Down Tshepe, creeping past a riverbed, three lionesses materialised in the road. No one else around. No radio signal. Just us. Then, as if summoned by a director’s clapboard, the two Central Pride males swaggered in like bodyguards at a nightclub.

Thirty-five glorious, uninterrupted minutes. Five lions. One dumbfounded guide.

That afternoon? New guests. New wish list: lions.

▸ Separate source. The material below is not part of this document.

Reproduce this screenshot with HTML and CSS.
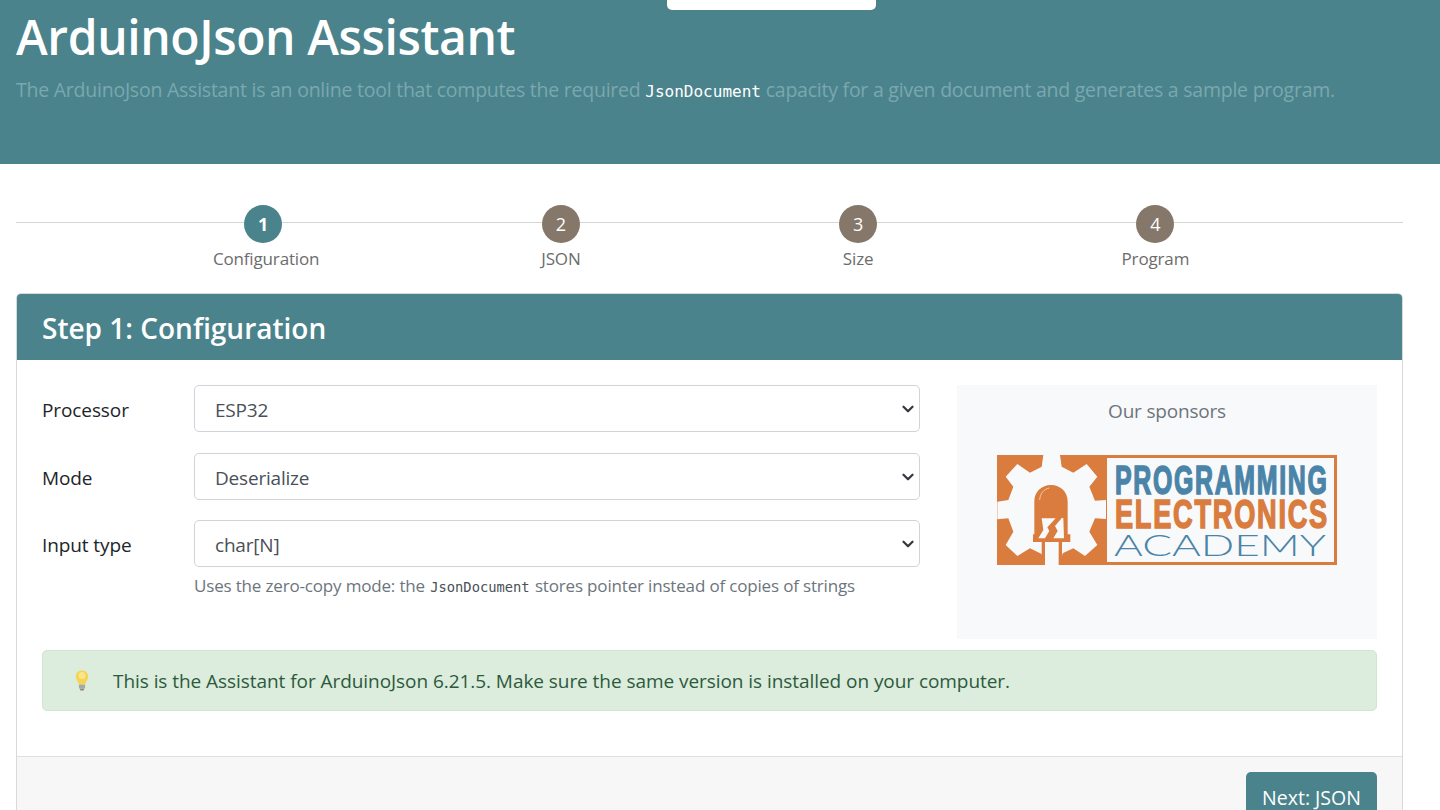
FILE: index.html
```html
<!DOCTYPE html>
<html lang="en">
<head>
<meta charset="utf-8">
<title>ArduinoJson Assistant</title>
<link rel="stylesheet" href="styles.css">
</head>
<body>
<div class="top-tab"></div>
<header class="hero">
  <h1 class="hero-title">ArduinoJson Assistant</h1>
  <p class="hero-lead">The ArduinoJson Assistant is an online tool that computes the required <code class="hero-code">JsonDocument</code> capacity for a given document and generates a sample program.</p>
</header>
<main class="page">
  <ol class="steps">
    <li class="step step-active"><span class="step-dot">1</span><span class="step-label">Configuration</span></li>
    <li class="step"><span class="step-dot">2</span><span class="step-label">JSON</span></li>
    <li class="step"><span class="step-dot">3</span><span class="step-label">Size</span></li>
    <li class="step"><span class="step-dot">4</span><span class="step-label">Program</span></li>
  </ol>
  <section class="card">
    <h2 class="card-header">Step 1: Configuration</h2>
    <div class="card-body">
      <div class="columns">
        <form class="config-form">
          <div class="field">
            <label class="field-label" for="processor">Processor</label>
            <select class="field-select" id="processor"><option>ESP32</option></select>
          </div>
          <div class="field field-tight">
            <label class="field-label" for="mode">Mode</label>
            <select class="field-select" id="mode"><option>Deserialize</option></select>
          </div>
          <div class="field field-last">
            <label class="field-label" for="input">Input type</label>
            <select class="field-select" id="input"><option>char[N]</option></select>
          </div>
          <p class="field-help">Uses the zero-copy mode: the <code class="help-code">JsonDocument</code> stores pointer instead of copies of strings</p>
        </form>
        <aside class="sponsors">
          <div class="sponsors-title">Our sponsors</div>
          <svg class="logo" viewBox="0 0 340 110" width="340" height="110" role="img" aria-label="Programming Electronics Academy">
            <rect x="0" y="0" width="340" height="110" fill="#d97c3e"/>
            <rect x="110" y="3" width="227" height="104" fill="#f8f9fa"/>
            <g transform="translate(-7 -5) scale(.33333)">
              <path fill="#f8f9fa" d="M160 15H210L215 50 250 68 290 42 322 80 298 110 315 152 348 150V207L315 205 298 245 322 285 285 318 250 295 218 310 210 345H160L155 312 120 295 82 318 47 285 70 245 55 205 22 208V155L55 150 70 110 47 80 82 42 120 68 155 50Z"/>
              <path fill="#d97c3e" d="M133 253V155C133 125 155 105 183 105S233 125 233 155V253H241V276H216V345H206V276H165V345H155V276H129V253Z"/>
              <path fill="none" stroke="#f3c9a8" stroke-width="3" d="M149 150C150 132 160 118 178 114"/>
              <path fill="#f8f9fa" d="M155 205H197L172 232 178 243 165 265H145L160 240ZM216 203L220 205 222 265H190L203 243 195 228Z"/>
            </g>
            <text class="logo-word logo-blue" transform="translate(118 39) scale(.6 1)" textLength="353" lengthAdjust="spacing">PROGRAMMING</text>
            <text class="logo-word logo-orange" transform="translate(118 72.500) scale(.655 1)" textLength="324" lengthAdjust="spacing">ELECTRONICS</text>
            <text class="logo-thin" x="117" y="101" textLength="212" lengthAdjust="spacingAndGlyphs">ACADEMY</text>
          </svg>
        </aside>
      </div>
      <div class="alert">
        <svg class="alert-icon" viewBox="0 0 14 21" width="14" height="21" aria-hidden="true">
          <path fill="#f5d453" d="M7 .5C3.4.5.8 3.2.8 6.6c0 3.2 2.3 4.6 2.9 7.9h6.6c.6-3.3 2.9-4.7 2.9-7.9C13.200 3.200 10.600.5 7 .5Z"/>
          <ellipse cx="7" cy="5.500" rx="3.500" ry="3.500" fill="#fae58a"/>
          <rect x="3.900" y="14.500" width="6.200" height="4.200" rx="1" fill="#a9a9a4"/>
          <rect x="5" y="18.700" width="4" height="1.800" rx=".8" fill="#87877f"/>
        </svg>
        <span class="alert-text">This is the Assistant for ArduinoJson 6.21.5. Make sure the same version is installed on your computer.</span>
      </div>
    </div>
    <div class="card-footer">
      <button class="next-button" type="button">Next: JSON</button>
    </div>
  </section>
</main>
</body>
</html>
```
FILE: styles.css
```css
* { box-sizing: border-box; }
html, body { height: 810px; overflow: hidden; }
body {
  margin: 0;
  position: relative;
  background: #fff;
  color: #212529;
  font-family: "Open Sans", "Noto Sans", sans-serif;
  font-size: 19px;
  letter-spacing: -0.2px;
}
.top-tab {
  position: absolute;
  left: 667px;
  top: 0;
  width: 209px;
  height: 10px;
  background: #fff;
  border-radius: 0 0 5px 5px;
}
.hero {
  height: 164px;
  background: #4a838c;
  padding: 9px 16px 0;
}
.hero-title {
  margin: 0;
  color: #fff;
  font-size: 48px;
  font-weight: 600;
  line-height: 56px;
  letter-spacing: -0.4px;
}
.hero-lead {
  margin: 12px 0 0;
  color: #7aa8ae;
  font-size: 19.500px;
  line-height: 26px;
  letter-spacing: -0.24px;
}
.hero-code {
  color: #fff;
  font-family: "DejaVu Sans Mono", monospace;
  font-size: 16px;
  letter-spacing: 0;
}
.page { padding: 0 37px 0 16px; }
.steps {
  list-style: none;
  margin: 0;
  padding: 41px 99px 0;
  height: 129px;
  display: grid;
  grid-template-columns: repeat(4, 1fr);
  background: linear-gradient(#d5d5d5, #d5d5d5) 0 58px / 100% 1px no-repeat;
}
.step {
  display: flex;
  flex-direction: column;
  align-items: center;
  color: #6c6c6c;
}
.step-dot {
  width: 38px;
  height: 38px;
  border-radius: 50%;
  background: #85786a;
  color: #fff;
  font-size: 18px;
  line-height: 38px;
  text-align: center;
}
.step-active .step-dot {
  background: #4a838c;
  font-weight: 700;
  margin-left: -1px;
}
.step-active .step-label { margin-left: 5px; }
.step-label {
  margin-top: 3px;
  font-size: 17px;
  line-height: 26px;
  letter-spacing: -0.15px;
}
.card {
  border: 1px solid #d9d9d9;
  border-radius: 5px 5px 0 0;
}
.card-header {
  margin: 0;
  height: 66px;
  padding: 0 25px;
  background: #4a838c;
  color: #fff;
  font-size: 28px;
  font-weight: 600;
  line-height: 68px;
  border-radius: 4px 4px 0 0;
  letter-spacing: 0;
}
.card-body { padding: 25px 25px 45px; }
.columns {
  display: grid;
  grid-template-columns: 878px 420px;
  gap: 37px;
}
.field {
  display: flex;
  align-items: center;
  margin-bottom: 21px;
}
.field-tight { margin-bottom: 20px; }
.field-last { margin-bottom: 0; }
.field-label {
  flex: 0 0 152px;
  padding-top: 2px;
  color: #212529;
  font-size: 19px;
  letter-spacing: -0.1px;
}
.field-select {
  flex: 1;
  height: 47px;
  padding: 2px 40px 0 20px;
  border: 1px solid #ced4da;
  border-radius: 5px;
  color: #495057;
  font: inherit;
  font-size: 19px;
  letter-spacing: -0.2px;
  appearance: none;
  background: #fff url("data:image/svg+xml,%3Csvg xmlns='http://www.w3.org/2000/svg' viewBox='0 0 16 16'%3E%3Cpath fill='none' stroke='%23343a40' stroke-linecap='round' stroke-linejoin='round' stroke-width='3' d='M2 5l6 6 6-6'/%3E%3C/svg%3E") no-repeat right 5px center / 12px 12px;
}
.field-help {
  margin: 7px 0 0 152px;
  color: #6c757d;
  font-size: 17px;
  line-height: 24px;
  letter-spacing: -0.17px;
}
.help-code {
  margin: 0 1px;
  color: #495057;
  font-family: "DejaVu Sans Mono", monospace;
  font-size: 13.770px;
  letter-spacing: 0;
}
.sponsors {
  height: 254px;
  background: #f8f9fa;
  padding-top: 13px;
  text-align: center;
  color: #6c757d;
}
.sponsors-title { font-size: 19px; line-height: 26px; }
.logo { display: block; margin: 31px 0 0 40px; }
.logo-word {
  font-family: "Liberation Sans", sans-serif;
  font-size: 41.500px;
  font-weight: 700;
  letter-spacing: 0;
  stroke-width: 1.600px;
}
.logo-blue { fill: #4a84a8; stroke: #4a84a8; }
.logo-orange { fill: #d97c3e; stroke: #d97c3e; }
.logo-thin {
  font-family: "Lato", sans-serif;
  font-size: 29px;
  font-weight: 300;
  fill: #4a84a8;
  letter-spacing: 0;
}
.alert {
  display: flex;
  align-items: center;
  height: 61px;
  margin-top: 11px;
  padding-left: 32px;
  background: #dcecdd;
  border: 1px solid #cfe6d2;
  border-radius: 5px;
  color: #2c5a3c;
}
.alert-icon { flex: none; }
.alert-text { margin-left: 24px; font-size: 19px; letter-spacing: -0.055px; }
.card-footer {
  height: 80px;
  padding: 15px 25px;
  display: flex;
  justify-content: flex-end;
  background: #f7f7f7;
  border-top: 1px solid #dfdfdf;
}
.next-button {
  width: 131px;
  height: 50px;
  border: 0;
  border-radius: 5px;
  background: #4a838c;
  color: #fff;
  font: inherit;
  font-size: 19.500px;
  letter-spacing: 0;
}
```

So obviously—nothing. Not a sausage.

Instead, we got trapped by an elephant herd the size of a NFL team with support staff, and had to orchestrate our escape with Debbie and another guide, using hand signals, muttered swear words, and more luck than logic.

Exciting? Yes.

Stressful? Hugely.

Back at camp, just as we dared to relax, a guest messaged Debbie:

“Lions just drank water at the restaurant at Kwa Maritane.”

Of course they did.

Later, the same lions killed something in plain sight—for everyone else to see. Nature’s sense of humour is alive and well.

Sunday rolled in with the last of the Safari Rally crew. The morning kicked off strong—Central Pride on a zebra kill. One male strolled past my vehicle like a celebrity late for brunch.

Did I see the rest of the pride? Of course not. I was elbow-deep in a dodgy battery terminal, MacGyvering my way back into business while the main event unfolded elsewhere.

Still, I got my lion. Life, eh? Timed to perfection!

Later, we stumbled upon the teeniest, tiniest cubs I’ve ever seen. Absolutely microscopic. Ridiculous levels of cute.

The only problem? No camera.

Left it behind on purpose—I had a film crew on the vehicle and didn’t want to be that guy. So I made do with iPhone footage. Which is fine. Except it isn’t.

The week ended with a private boma dinner at Kwa Maritane for on the teams, executives and the ever-marvellous mayhem that is Shefari Safaris. Debbie, naturally, pulled out all the stops. The perfect end to two weeks of chaos, cats, and cold fronts.

A herd of elephants has just wandered into the waterhole as I finish typing this.

Anyway, I’m at Black Rhino for a few days filming some content, then it’s off to Cape Town for a bit.

Catch you in the next one.

P.S.

Running to get my camera—those Ellies aren’t going to film themselves.